>> Start Dataset excerpt

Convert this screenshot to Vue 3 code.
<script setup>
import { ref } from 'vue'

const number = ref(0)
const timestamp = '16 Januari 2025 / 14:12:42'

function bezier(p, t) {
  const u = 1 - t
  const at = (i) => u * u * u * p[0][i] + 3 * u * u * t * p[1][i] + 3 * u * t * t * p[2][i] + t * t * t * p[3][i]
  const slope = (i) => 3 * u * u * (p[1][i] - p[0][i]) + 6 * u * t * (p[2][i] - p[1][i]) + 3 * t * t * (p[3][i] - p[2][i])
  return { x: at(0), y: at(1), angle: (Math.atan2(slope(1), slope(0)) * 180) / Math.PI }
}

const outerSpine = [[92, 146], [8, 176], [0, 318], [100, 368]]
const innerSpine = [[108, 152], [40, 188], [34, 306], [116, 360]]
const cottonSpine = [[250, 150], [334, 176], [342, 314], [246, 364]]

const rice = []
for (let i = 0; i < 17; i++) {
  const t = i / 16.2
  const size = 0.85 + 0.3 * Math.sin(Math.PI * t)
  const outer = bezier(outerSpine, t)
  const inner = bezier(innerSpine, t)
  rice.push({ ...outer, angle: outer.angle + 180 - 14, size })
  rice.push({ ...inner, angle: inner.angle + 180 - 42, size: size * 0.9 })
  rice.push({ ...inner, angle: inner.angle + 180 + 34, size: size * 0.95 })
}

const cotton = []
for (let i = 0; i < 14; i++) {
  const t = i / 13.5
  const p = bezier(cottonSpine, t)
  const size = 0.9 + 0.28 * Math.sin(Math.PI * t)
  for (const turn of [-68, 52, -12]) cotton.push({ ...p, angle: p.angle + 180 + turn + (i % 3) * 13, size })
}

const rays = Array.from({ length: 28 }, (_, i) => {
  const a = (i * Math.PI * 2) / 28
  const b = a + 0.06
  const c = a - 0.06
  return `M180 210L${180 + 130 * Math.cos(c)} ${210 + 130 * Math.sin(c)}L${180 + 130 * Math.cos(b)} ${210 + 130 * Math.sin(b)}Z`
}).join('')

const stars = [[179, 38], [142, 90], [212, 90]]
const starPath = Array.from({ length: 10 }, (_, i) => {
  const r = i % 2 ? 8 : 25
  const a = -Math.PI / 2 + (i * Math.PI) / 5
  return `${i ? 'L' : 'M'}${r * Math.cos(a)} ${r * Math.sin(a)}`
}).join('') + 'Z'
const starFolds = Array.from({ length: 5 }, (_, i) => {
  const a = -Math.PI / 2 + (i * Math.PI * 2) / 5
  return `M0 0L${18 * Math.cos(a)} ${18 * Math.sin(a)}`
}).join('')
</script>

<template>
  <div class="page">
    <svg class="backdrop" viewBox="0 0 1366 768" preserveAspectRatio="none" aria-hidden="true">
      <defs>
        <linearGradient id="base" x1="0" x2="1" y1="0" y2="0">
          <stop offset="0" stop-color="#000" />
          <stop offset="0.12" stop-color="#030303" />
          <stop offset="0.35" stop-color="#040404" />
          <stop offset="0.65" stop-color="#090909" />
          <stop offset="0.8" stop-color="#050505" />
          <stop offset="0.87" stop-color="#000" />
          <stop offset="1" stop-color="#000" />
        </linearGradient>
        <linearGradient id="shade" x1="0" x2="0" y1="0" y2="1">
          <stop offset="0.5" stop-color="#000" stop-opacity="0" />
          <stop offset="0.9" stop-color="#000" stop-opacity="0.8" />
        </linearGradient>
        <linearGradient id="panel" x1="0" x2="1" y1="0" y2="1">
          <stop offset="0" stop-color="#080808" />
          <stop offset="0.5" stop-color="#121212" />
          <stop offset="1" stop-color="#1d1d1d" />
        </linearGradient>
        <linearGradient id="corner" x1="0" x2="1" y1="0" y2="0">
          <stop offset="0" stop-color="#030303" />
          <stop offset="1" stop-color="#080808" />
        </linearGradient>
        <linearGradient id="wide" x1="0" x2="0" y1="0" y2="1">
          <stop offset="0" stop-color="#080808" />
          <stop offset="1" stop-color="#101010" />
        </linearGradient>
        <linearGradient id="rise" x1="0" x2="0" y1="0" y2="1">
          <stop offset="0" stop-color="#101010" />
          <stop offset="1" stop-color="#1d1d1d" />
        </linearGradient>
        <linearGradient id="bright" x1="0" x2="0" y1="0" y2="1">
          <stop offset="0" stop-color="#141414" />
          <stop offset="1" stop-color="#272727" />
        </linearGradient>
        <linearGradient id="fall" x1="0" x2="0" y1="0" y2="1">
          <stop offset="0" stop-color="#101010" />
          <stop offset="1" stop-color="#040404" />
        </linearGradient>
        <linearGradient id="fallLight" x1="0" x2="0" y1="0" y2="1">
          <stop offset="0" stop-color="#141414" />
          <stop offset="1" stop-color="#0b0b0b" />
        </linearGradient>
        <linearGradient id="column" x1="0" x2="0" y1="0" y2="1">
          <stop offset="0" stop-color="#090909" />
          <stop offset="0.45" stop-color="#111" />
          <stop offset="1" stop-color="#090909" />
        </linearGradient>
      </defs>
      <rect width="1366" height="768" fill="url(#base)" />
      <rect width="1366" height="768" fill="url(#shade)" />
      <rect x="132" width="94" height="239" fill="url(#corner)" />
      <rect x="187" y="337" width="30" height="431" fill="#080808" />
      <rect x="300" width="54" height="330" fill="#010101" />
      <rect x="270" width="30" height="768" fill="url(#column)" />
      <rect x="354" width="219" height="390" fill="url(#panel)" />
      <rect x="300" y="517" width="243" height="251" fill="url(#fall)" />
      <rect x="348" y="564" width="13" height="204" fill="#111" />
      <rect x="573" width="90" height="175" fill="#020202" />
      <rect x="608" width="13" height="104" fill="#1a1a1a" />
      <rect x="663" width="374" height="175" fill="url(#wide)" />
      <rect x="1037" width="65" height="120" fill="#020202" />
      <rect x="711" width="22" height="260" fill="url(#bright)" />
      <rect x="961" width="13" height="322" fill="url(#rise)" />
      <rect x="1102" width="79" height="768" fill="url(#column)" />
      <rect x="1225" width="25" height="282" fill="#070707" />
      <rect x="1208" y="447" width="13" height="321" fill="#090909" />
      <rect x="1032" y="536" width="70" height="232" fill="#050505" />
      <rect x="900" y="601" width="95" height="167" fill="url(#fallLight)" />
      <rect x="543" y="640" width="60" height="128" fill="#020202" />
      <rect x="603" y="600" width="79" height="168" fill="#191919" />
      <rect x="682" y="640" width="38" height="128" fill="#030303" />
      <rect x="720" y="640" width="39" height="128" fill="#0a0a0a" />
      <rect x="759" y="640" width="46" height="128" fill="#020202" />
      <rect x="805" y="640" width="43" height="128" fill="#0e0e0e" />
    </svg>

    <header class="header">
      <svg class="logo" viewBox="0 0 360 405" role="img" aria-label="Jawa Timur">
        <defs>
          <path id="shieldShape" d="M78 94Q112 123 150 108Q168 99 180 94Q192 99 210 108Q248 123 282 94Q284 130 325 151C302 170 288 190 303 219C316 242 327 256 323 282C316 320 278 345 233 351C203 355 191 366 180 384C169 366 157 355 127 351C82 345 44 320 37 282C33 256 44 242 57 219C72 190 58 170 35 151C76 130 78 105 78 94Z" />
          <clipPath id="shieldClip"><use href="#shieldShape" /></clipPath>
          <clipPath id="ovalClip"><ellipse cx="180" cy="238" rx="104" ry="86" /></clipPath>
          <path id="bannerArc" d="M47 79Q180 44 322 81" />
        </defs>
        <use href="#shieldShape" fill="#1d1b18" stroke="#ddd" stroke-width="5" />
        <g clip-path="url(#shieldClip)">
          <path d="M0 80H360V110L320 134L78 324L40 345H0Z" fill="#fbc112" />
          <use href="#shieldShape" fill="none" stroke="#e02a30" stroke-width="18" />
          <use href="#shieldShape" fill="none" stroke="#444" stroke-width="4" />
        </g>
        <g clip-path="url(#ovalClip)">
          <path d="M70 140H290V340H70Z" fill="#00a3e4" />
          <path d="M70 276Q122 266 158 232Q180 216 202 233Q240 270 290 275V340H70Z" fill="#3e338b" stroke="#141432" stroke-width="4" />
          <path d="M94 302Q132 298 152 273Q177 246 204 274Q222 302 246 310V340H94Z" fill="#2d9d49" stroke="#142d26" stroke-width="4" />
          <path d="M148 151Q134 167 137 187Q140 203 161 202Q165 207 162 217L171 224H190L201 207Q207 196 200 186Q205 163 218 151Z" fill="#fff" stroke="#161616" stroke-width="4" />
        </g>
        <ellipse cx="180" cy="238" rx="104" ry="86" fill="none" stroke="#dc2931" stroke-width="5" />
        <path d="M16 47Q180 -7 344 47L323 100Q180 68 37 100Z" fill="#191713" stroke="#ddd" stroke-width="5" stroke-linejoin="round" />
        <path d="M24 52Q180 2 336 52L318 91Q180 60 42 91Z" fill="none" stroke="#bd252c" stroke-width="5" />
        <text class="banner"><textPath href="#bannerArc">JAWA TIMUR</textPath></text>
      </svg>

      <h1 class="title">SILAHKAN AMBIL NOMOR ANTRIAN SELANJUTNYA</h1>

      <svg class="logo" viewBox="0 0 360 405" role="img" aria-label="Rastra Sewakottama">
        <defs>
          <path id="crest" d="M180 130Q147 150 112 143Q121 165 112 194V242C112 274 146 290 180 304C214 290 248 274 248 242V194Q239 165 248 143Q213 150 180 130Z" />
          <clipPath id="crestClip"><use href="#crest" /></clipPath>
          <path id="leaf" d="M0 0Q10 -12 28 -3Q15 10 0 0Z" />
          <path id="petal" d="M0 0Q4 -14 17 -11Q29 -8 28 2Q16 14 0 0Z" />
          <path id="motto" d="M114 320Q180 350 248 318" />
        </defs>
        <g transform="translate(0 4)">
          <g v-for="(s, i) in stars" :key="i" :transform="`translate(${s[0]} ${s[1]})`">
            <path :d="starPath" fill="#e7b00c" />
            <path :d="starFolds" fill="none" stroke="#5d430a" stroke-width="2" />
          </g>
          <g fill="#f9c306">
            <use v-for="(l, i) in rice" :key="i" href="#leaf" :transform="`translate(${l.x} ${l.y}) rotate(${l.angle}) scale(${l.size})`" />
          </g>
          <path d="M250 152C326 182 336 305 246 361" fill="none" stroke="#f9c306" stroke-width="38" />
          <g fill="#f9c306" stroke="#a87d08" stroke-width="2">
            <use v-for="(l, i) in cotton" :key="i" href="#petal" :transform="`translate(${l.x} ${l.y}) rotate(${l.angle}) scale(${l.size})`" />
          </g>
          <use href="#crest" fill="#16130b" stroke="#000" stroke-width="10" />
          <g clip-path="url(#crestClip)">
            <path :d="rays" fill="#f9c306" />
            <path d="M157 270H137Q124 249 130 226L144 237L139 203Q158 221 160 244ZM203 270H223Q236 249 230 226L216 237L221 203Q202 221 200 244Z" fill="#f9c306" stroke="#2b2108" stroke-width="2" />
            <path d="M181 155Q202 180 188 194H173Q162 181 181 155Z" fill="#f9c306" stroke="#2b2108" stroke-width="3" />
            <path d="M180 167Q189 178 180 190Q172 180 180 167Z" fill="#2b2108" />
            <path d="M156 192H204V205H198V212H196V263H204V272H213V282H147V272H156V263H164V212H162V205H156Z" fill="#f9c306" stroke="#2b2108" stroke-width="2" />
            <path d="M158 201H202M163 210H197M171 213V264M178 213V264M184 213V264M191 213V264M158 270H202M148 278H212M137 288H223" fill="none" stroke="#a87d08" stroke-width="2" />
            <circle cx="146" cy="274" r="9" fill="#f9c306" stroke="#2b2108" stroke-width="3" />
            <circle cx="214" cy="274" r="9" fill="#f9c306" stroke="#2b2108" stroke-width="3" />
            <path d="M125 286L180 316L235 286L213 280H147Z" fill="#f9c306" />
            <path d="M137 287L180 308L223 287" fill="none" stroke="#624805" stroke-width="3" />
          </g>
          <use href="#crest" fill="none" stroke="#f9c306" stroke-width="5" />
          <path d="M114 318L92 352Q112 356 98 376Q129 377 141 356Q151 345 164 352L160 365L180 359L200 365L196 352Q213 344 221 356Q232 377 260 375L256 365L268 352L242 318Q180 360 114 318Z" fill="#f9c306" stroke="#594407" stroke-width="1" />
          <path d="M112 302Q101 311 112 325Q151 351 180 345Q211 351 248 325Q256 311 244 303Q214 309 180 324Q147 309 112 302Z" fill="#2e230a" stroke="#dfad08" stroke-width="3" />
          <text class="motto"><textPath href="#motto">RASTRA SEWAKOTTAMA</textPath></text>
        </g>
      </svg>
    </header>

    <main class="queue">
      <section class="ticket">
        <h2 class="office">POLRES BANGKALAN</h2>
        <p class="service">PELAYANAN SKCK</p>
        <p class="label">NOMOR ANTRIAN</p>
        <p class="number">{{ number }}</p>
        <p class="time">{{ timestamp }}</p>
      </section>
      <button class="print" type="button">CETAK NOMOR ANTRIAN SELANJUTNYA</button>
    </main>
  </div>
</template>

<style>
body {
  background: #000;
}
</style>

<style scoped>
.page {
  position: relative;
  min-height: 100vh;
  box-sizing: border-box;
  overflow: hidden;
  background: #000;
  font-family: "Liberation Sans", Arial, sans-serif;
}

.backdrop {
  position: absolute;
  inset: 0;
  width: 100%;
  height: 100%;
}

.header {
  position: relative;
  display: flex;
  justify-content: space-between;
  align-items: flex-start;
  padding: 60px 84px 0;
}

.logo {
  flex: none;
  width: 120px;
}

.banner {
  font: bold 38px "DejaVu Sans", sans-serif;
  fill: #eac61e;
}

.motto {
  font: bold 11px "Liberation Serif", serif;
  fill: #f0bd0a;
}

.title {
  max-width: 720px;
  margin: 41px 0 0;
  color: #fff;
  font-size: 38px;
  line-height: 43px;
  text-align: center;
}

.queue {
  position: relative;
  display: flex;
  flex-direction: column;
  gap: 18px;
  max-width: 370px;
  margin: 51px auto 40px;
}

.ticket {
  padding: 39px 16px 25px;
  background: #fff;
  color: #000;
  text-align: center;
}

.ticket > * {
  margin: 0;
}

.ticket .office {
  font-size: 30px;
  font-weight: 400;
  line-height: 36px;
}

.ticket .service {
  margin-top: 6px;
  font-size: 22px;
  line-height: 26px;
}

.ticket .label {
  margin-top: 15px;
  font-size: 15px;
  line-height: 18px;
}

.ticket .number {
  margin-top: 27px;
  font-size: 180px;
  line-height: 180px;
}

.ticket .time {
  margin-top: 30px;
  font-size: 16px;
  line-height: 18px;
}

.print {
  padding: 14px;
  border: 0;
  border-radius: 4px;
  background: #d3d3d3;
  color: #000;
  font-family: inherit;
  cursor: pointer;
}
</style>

>> End Dataset excerpt

*What is asked*
Repeat, exactly and only, the lines from the beginning of the material through the line that contains "const timestamp = '16".

*The answer*
Convert this screenshot to Vue 3 code.
<script setup>
import { ref } from 'vue'

const number = ref(0)
const timestamp = '16 Januari 2025 / 14:12:42'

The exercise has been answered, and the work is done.